◆ **Stated problem**: Quote all of the data that follows exactly as written, skipping the images.

◆ **Collected material**:

▼▼▼

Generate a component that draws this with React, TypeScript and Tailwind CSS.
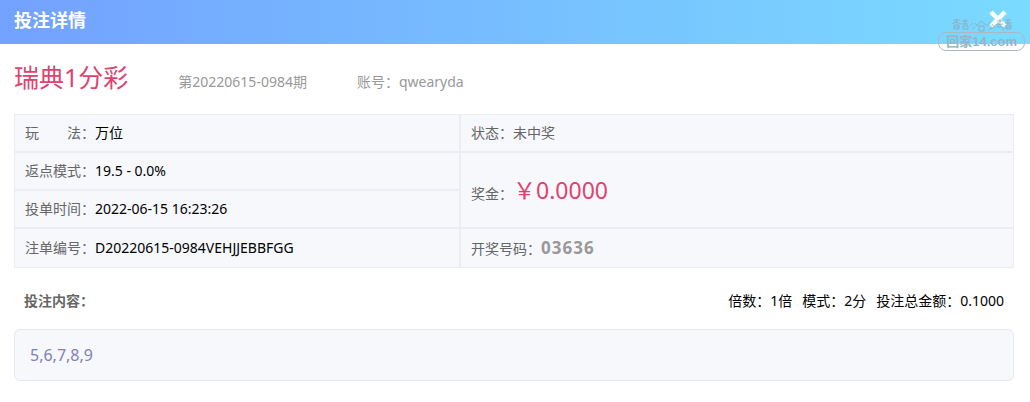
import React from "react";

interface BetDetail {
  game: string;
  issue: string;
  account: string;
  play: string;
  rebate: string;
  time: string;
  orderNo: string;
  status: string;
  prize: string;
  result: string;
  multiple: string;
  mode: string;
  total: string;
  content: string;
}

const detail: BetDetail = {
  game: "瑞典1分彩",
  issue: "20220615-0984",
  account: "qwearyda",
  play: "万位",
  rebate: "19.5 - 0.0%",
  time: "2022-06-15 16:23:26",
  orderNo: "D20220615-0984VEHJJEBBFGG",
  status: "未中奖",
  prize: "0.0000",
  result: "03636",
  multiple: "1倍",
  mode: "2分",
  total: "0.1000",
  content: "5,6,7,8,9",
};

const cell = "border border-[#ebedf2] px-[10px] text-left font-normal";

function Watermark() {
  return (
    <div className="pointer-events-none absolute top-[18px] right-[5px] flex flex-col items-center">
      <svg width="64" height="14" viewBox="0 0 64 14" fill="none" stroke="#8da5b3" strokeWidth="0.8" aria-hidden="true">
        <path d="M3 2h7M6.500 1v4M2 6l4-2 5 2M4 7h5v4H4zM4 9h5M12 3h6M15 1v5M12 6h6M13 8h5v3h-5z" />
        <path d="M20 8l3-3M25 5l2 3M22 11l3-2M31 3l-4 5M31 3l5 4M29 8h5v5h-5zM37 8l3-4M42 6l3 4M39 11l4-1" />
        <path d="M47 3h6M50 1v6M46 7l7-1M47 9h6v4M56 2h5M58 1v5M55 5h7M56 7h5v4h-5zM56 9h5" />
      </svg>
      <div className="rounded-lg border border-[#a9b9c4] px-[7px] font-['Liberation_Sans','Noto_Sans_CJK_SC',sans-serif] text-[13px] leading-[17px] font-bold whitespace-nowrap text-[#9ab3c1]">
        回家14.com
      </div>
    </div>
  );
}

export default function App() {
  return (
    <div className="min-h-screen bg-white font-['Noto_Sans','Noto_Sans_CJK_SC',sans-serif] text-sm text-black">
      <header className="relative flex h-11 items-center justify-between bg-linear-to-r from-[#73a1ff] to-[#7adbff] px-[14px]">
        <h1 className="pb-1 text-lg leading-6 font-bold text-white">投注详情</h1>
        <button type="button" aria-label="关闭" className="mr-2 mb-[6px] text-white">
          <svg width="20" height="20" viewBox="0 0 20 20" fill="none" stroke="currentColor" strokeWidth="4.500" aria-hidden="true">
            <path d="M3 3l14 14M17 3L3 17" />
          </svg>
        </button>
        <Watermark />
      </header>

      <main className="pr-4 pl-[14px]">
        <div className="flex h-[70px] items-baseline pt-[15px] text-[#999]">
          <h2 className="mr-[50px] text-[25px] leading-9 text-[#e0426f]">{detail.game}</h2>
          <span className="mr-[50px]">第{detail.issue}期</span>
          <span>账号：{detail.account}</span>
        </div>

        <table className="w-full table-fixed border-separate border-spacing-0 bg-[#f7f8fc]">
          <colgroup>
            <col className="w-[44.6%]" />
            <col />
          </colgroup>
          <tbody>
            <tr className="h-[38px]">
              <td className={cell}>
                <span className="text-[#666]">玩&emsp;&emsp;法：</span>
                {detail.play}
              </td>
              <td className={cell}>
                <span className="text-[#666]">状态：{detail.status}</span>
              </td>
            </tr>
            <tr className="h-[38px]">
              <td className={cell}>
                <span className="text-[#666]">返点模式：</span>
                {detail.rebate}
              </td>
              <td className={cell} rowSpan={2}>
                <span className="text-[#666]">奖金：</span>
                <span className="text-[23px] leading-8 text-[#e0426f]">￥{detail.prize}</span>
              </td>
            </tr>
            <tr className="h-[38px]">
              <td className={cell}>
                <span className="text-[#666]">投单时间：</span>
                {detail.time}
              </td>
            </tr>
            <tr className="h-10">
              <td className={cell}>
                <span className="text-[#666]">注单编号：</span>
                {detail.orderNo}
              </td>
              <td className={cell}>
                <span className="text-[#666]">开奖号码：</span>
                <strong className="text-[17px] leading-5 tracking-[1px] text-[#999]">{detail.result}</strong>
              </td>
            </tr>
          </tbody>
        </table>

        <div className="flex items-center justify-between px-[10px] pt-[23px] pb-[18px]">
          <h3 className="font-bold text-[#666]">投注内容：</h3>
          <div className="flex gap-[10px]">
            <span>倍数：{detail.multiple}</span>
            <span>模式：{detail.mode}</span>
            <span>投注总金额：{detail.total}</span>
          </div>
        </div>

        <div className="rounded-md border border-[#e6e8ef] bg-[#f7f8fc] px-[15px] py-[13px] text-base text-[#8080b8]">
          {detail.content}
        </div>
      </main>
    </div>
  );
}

▲▲▲

◆ **Exercise solution**:
Generate a component that draws this with React, TypeScript and Tailwind CSS.
import React from "react";

interface BetDetail {
  game: string;
  issue: string;
  account: string;
  play: string;
  rebate: string;
  time: string;
  orderNo: string;
  status: string;
  prize: string;
  result: string;
  multiple: string;
  mode: string;
  total: string;
  content: string;
}

const detail: BetDetail = {
  game: "瑞典1分彩",
  issue: "20220615-0984",
  account: "qwearyda",
  play: "万位",
  rebate: "19.5 - 0.0%",
  time: "2022-06-15 16:23:26",
  orderNo: "D20220615-0984VEHJJEBBFGG",
  status: "未中奖",
  prize: "0.0000",
  result: "03636",
  multiple: "1倍",
  mode: "2分",
  total: "0.1000",
  content: "5,6,7,8,9",
};

const cell = "border border-[#ebedf2] px-[10px] text-left font-normal";

function Watermark() {
  return (
    <div className="pointer-events-none absolute top-[18px] right-[5px] flex flex-col items-center">
      <svg width="64" height="14" viewBox="0 0 64 14" fill="none" stroke="#8da5b3" strokeWidth="0.8" aria-hidden="true">
        <path d="M3 2h7M6.500 1v4M2 6l4-2 5 2M4 7h5v4H4zM4 9h5M12 3h6M15 1v5M12 6h6M13 8h5v3h-5z" />
        <path d="M20 8l3-3M25 5l2 3M22 11l3-2M31 3l-4 5M31 3l5 4M29 8h5v5h-5zM37 8l3-4M42 6l3 4M39 11l4-1" />
        <path d="M47 3h6M50 1v6M46 7l7-1M47 9h6v4M56 2h5M58 1v5M55 5h7M56 7h5v4h-5zM56 9h5" />
      </svg>
      <div className="rounded-lg border border-[#a9b9c4] px-[7px] font-['Liberation_Sans','Noto_Sans_CJK_SC',sans-serif] text-[13px] leading-[17px] font-bold whitespace-nowrap text-[#9ab3c1]">
        回家14.com
      </div>
    </div>
  );
}

export default function App() {
  return (
    <div className="min-h-screen bg-white font-['Noto_Sans','Noto_Sans_CJK_SC',sans-serif] text-sm text-black">
      <header className="relative flex h-11 items-center justify-between bg-linear-to-r from-[#73a1ff] to-[#7adbff] px-[14px]">
        <h1 className="pb-1 text-lg leading-6 font-bold text-white">投注详情</h1>
        <button type="button" aria-label="关闭" className="mr-2 mb-[6px] text-white">
          <svg width="20" height="20" viewBox="0 0 20 20" fill="none" stroke="currentColor" strokeWidth="4.500" aria-hidden="true">
            <path d="M3 3l14 14M17 3L3 17" />
          </svg>
        </button>
        <Watermark />
      </header>

      <main className="pr-4 pl-[14px]">
        <div className="flex h-[70px] items-baseline pt-[15px] text-[#999]">
          <h2 className="mr-[50px] text-[25px] leading-9 text-[#e0426f]">{detail.game}</h2>
          <span className="mr-[50px]">第{detail.issue}期</span>
          <span>账号：{detail.account}</span>
        </div>

        <table className="w-full table-fixed border-separate border-spacing-0 bg-[#f7f8fc]">
          <colgroup>
            <col className="w-[44.6%]" />
            <col />
          </colgroup>
          <tbody>
            <tr className="h-[38px]">
              <td className={cell}>
                <span className="text-[#666]">玩&emsp;&emsp;法：</span>
                {detail.play}
              </td>
              <td className={cell}>
                <span className="text-[#666]">状态：{detail.status}</span>
              </td>
            </tr>
            <tr className="h-[38px]">
              <td className={cell}>
                <span className="text-[#666]">返点模式：</span>
                {detail.rebate}
              </td>
              <td className={cell} rowSpan={2}>
                <span className="text-[#666]">奖金：</span>
                <span className="text-[23px] leading-8 text-[#e0426f]">￥{detail.prize}</span>
              </td>
            </tr>
            <tr className="h-[38px]">
              <td className={cell}>
                <span className="text-[#666]">投单时间：</span>
                {detail.time}
              </td>
            </tr>
            <tr className="h-10">
              <td className={cell}>
                <span className="text-[#666]">注单编号：</span>
                {detail.orderNo}
              </td>
              <td className={cell}>
                <span className="text-[#666]">开奖号码：</span>
                <strong className="text-[17px] leading-5 tracking-[1px] text-[#999]">{detail.result}</strong>
              </td>
            </tr>
          </tbody>
        </table>

        <div className="flex items-center justify-between px-[10px] pt-[23px] pb-[18px]">
          <h3 className="font-bold text-[#666]">投注内容：</h3>
          <div className="flex gap-[10px]">
            <span>倍数：{detail.multiple}</span>
            <span>模式：{detail.mode}</span>
            <span>投注总金额：{detail.total}</span>
          </div>
        </div>

        <div className="rounded-md border border-[#e6e8ef] bg-[#f7f8fc] px-[15px] py-[13px] text-base text-[#8080b8]">
          {detail.content}
        </div>
      </main>
    </div>
  );
}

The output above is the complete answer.